虽然当前虚拟运营商都处于亏损状态,但这一行业的前景显然被参与各方所看好。许立东指出,作为一个新生事物,牌照在我国仍是稀缺资源,而且电信运营是一个持续运营的行业,把用户维系住后,用户将持续为运营商贡献利润,因此从长远来看,一定有虚拟运营商能实现盈利。

这也是许多企业积极申请试点牌照的原因。而为了在试点结束之后能够获得正式牌照,此前未开通业务的10多家虚拟运营商也在今年下半年纷纷宣布放号,以便能通过试点期的考核。

不过由于虚拟运营商初期需要投入大量的人力物力,因此指望他们一开始就盈利是不现实的。据许立东介绍,即便从全球范围内来看,虚拟运营商也普遍需要经过3-5年的时间才能实现当季盈利。

据宋宏生透露,当前我国已有部分虚拟运营商实现了当月运营收支平衡,许立东也指出当前大量的虚拟运营商还是有毛利润存在的。

不过在当前规模较小的情况下,要获得更多的用户就需要更多的投入,初期发展时所获得的收入远远无法弥补虚拟商在系统建设和人力方面的投入。因此在基本上确认可以获得正式牌照的情况下,部分企业已经开始控制投入以节约成本,同时也在持续探索商业模式的问题,期待在获得正式牌照后选准方向发力。

对于未来的发展计划,将通信业务与虚拟运营商自有资源充分结合已成共识。而物联网也成为了虚拟运营商瞄准的一个方向。

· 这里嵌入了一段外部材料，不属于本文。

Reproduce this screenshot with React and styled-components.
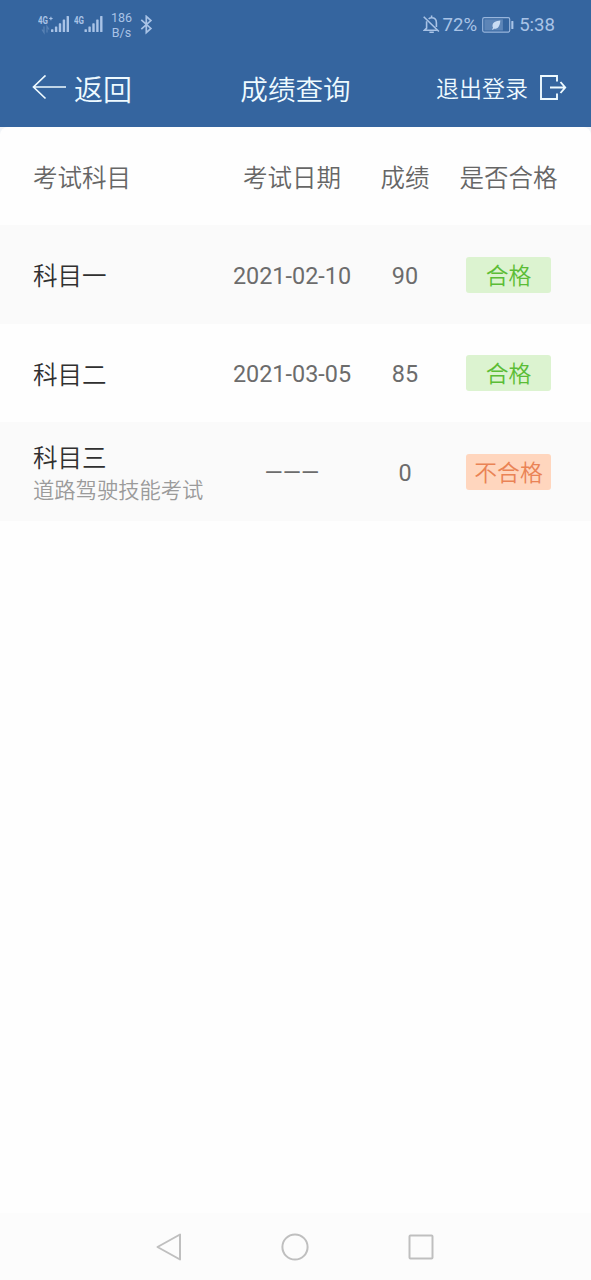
import React from 'react';
import styled, { createGlobalStyle } from 'styled-components';

const GlobalStyle = createGlobalStyle`
  * {
    box-sizing: border-box;
  }

  body {
    margin: 0;
    background: #f1f4f8;
    font-family: Roboto, 'Noto Sans CJK SC', sans-serif;
    font-weight: 350;
  }
`;

const Page = styled.div`
  display: flex;
  flex-direction: column;
  width: 100%;
  height: 1280px;
  overflow: hidden;
`;

// Blue area behind the status bar and the title bar
const TopArea = styled.header`
  height: 127px;
  background: #35659f;
  color: #eefaff;
`;

const StatusBar = styled.div`
  display: flex;
  justify-content: space-between;
  height: 49px;
  padding: 0 36px 0 38px;
  color: #a9c3e6;
`;

const StatusGroup = styled.div`
  display: flex;
  align-items: center;
`;

const Spacer = styled.span`
  width: 4px;
`;

const NetSpeed = styled.div`
  width: 23px;
  margin: 0 7px 0 7px;
  font-size: 12.5px;
  font-weight: 400;
  line-height: 15px;
  text-align: center;
`;

const StatusText = styled.span`
  font-size: 18.6px;
  font-weight: 400;
  line-height: 49px;
  padding-top: 1px;
  margin-left: ${({ $gap }) => $gap || 0}px;
`;

const BatteryBox = styled.span`
  display: flex;
  margin: 0 5px 0 5px;
`;

const TitleBar = styled.div`
  display: grid;
  grid-template-columns: 1fr auto 1fr;
  align-items: center;
  height: 78px;
  padding: 0 24px;
`;

const BackButton = styled.div`
  display: flex;
  align-items: center;
  gap: 8px;
  padding-left: 8px;
  font-size: 29px;
  line-height: 40px;
`;

const Title = styled.h1`
  margin: 0;
  padding-top: 5px;
  font-size: 27.6px;
  font-weight: 350;
  line-height: 40px;
`;

const LogoutButton = styled.div`
  display: flex;
  align-items: center;
  justify-content: flex-end;
  gap: 11px;
  font-size: 23px;
  line-height: 40px;
`;

const ButtonLabel = styled.span`
  padding-top: ${({ $drop }) => $drop}px;
`;

const Table = styled.main`
  flex: 1;
  background: #fefefe;
  border-radius: 8px 8px 0 0;
`;

const Row = styled.div`
  display: grid;
  grid-template-columns: 195px 128px 98px 109px;
  align-items: center;
  height: ${({ $head }) => ($head ? '98.3px' : '98.5px')};
  padding: 0 28px 0 33px;
  background: ${({ $shaded }) => ($shaded ? '#fafafa' : 'transparent')};
`;

const HeadCell = styled.div`
  font-size: 24.5px;
  line-height: 36px;
  color: #666;
  text-align: ${({ $left }) => ($left ? 'left' : 'center')};
  white-space: nowrap;
  padding-top: 6px;
`;

const Subject = styled.div`
  padding-top: ${({ $alone }) => ($alone ? '5px' : '2.4px')};
  font-size: 24.5px;
  line-height: 36px;
  color: #303030;
`;

const SubjectNote = styled.div`
  font-size: 21.3px;
  line-height: 28px;
  color: #9b9b9b;
  white-space: nowrap;
`;

const Value = styled.div`
  font-size: 23.4px;
  font-weight: 400;
  line-height: 36px;
  color: #6c6c6c;
  text-align: center;
  padding-top: 2px;
`;

const Badge = styled.div`
  justify-self: center;
  width: 85px;
  height: 36px;
  border-radius: 3px;
  font-size: 22.8px;
  line-height: 39px;
  text-align: center;
  color: ${({ $passed }) => ($passed ? '#5bbd36' : '#ea8355')};
  background: ${({ $passed }) => ($passed ? '#dcf3d0' : '#ffd6be')};
`;

const SystemNav = styled.nav`
  display: flex;
  justify-content: center;
  align-items: center;
  gap: 97.7px;
  height: 67px;
  padding-right: 1px;
  background: #fcfcfc;
`;

const rows = [
  { subject: '科目一', date: '2021-02-10', score: 90, passed: true },
  { subject: '科目二', date: '2021-03-05', score: 85, passed: true },
  { subject: '科目三', note: '道路驾驶技能考试', date: '———', score: 0, passed: false },
];

const Signal = ({ label, plus }) => (
  <svg width={plus ? 32 : 29} height="22" viewBox={plus ? '0 0 32 22' : '0 0 29 22'} fill="currentColor">
    <text x="0" y="10" fontSize="10" fontWeight="700" textLength="10" lengthAdjust="spacingAndGlyphs">{label}</text>
    {plus && <path d="M11.2 4.5h3.4M12.9 2.8v3.4" stroke="currentColor" strokeWidth="1.1" />}
    {plus && <path d="M6 12.5v6l-2-3M9 18.5v-6l2 3" stroke="currentColor" strokeWidth="1.3" opacity=".3" fill="none" />}
    <g transform={plus ? 'translate(13 0)' : 'translate(10.5 0)'}>
      <rect x="0" y="15.2" width="2.4" height="2.8" rx=".6" />
      <rect x="3.9" y="12.5" width="2.4" height="5.5" rx=".6" />
      <rect x="7.8" y="9.3" width="2.4" height="8.7" rx=".6" />
      <rect x="11.7" y="5.5" width="2.4" height="12.5" rx=".6" />
      <rect x="15.6" y="2" width="2.4" height="16" rx=".6" />
    </g>
  </svg>
);

const Bluetooth = () => (
  <svg width="13" height="20" viewBox="0 0 13 20" fill="none" stroke="currentColor" strokeWidth="1.7">
    <path d="M1.3 4.9l9.6 8.5-4.6 4.2V1.4l4.6 4.2-9.6 8.5" />
  </svg>
);

const Muted = () => (
  <svg width="18" height="20" viewBox="0 0 18 20" fill="none" stroke="currentColor" strokeWidth="1.6">
    <path d="M5.6 3.8C6.8 3 7.8 2.7 8.6 2.7c3 0 4.8 2.2 4.8 5v4.2M3.6 6.2v7l-2.3 2.1h12.6M8.6 .6v2" />
    <path d="M6.4 17.2h4.4M.7 1.7l15.2 14.8" />
  </svg>
);

const Battery = () => (
  <svg width="32" height="16" viewBox="0 0 32 16" fill="none">
    <rect x=".7" y=".7" width="27" height="14.4" rx="1.5" stroke="currentColor" strokeWidth="1.2" opacity=".85" />
    <rect x="2.4" y="2.3" width="18.5" height="11.2" fill="currentColor" opacity=".35" />
    <path d="M18.3 3.4c-4.6.4-7.8 1.8-7.8 5.4 0 .9.2 1.5.6 2L10 12.6l.9.2 1.1-1.1c3.6.5 6-2.2 6.3-8.3z" fill="#c9dcf3" />
    <rect x="29.3" y="4" width="2.1" height="8" rx=".5" fill="currentColor" />
  </svg>
);

const App = () => {
  return (
    <Page>
      <GlobalStyle />
      <TopArea>
        <StatusBar>
          <StatusGroup>
            <Signal label="4G" plus />
            <Spacer />
            <Signal label="4G" />
            <NetSpeed>186<br />B/s</NetSpeed>
            <Bluetooth />
          </StatusGroup>
          <StatusGroup>
            <Muted />
            <StatusText $gap={2}>72%</StatusText>
            <BatteryBox><Battery /></BatteryBox>
            <StatusText>5:38</StatusText>
          </StatusGroup>
        </StatusBar>
        <TitleBar>
          <BackButton>
            <svg width="34" height="26" viewBox="0 0 34 26" fill="none" stroke="currentColor" strokeWidth="1.7">
              <path d="M34 12H2M13.5 .5L1.5 12l12 11.5" />
            </svg>
            <ButtonLabel $drop={5}>返回</ButtonLabel>
          </BackButton>
          <Title>成绩查询</Title>
          <LogoutButton>
            <ButtonLabel $drop={3}>退出登录</ButtonLabel>
            <svg width="28" height="26" viewBox="0 0 28 26" fill="none" stroke="currentColor" strokeWidth="1.9">
              <path d="M18 6.5V1H2v23h16v-5.5M11 12.5h15.5M21.5 7l4.7 5.5-4.7 5.5" />
            </svg>
          </LogoutButton>
        </TitleBar>
      </TopArea>
      <Table>
        <Row $head>
          <HeadCell $left>考试科目</HeadCell>
          <HeadCell>考试日期</HeadCell>
          <HeadCell>成绩</HeadCell>
          <HeadCell>是否合格</HeadCell>
        </Row>
        {rows.map((row, i) => (
          <Row key={row.subject} $shaded={i % 2 === 0}>
            <div>
              <Subject $alone={!row.note}>{row.subject}</Subject>
              {row.note && <SubjectNote>{row.note}</SubjectNote>}
            </div>
            <Value>{row.date}</Value>
            <Value>{row.score}</Value>
            <Badge $passed={row.passed}>{row.passed ? '合格' : '不合格'}</Badge>
          </Row>
        ))}
      </Table>
      <SystemNav>
        <svg width="28" height="28" viewBox="0 0 28 28" fill="none" stroke="#bfbfbf" strokeWidth="2" strokeLinejoin="round">
          <path d="M25 1.5v25L2.5 14z" />
        </svg>
        <svg width="28" height="28" viewBox="0 0 28 28" fill="none" stroke="#bfbfbf" strokeWidth="2">
          <circle cx="14" cy="14" r="12.6" />
        </svg>
        <svg width="28" height="28" viewBox="0 0 28 28" fill="none" stroke="#bfbfbf" strokeWidth="2">
          <rect x="2.5" y="2.5" width="23" height="23" rx="1" />
        </svg>
      </SystemNav>
    </Page>
  );
};

export default App;
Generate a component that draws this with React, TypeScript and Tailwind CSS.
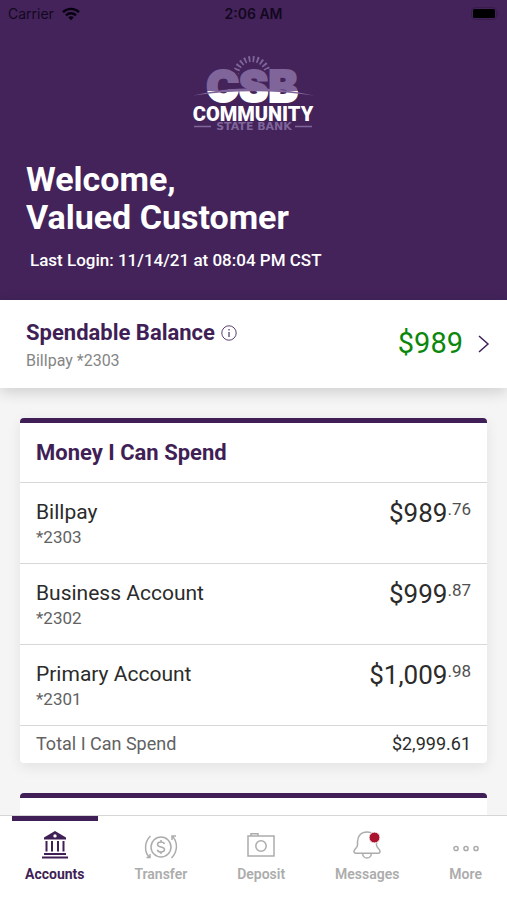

宋宏生指出,当前运营商的产品拿去做物联网肯定是不合适的,未来需要重新开发出面向M2M领域的产品,这也需要相应的政策支持。

许立东也表示应该支持虚拟运营商开拓和布局物联网类业务,建议规划专有号段用以支持虚拟运营商创新,同时也方便虚拟运营商落实实名制的要求。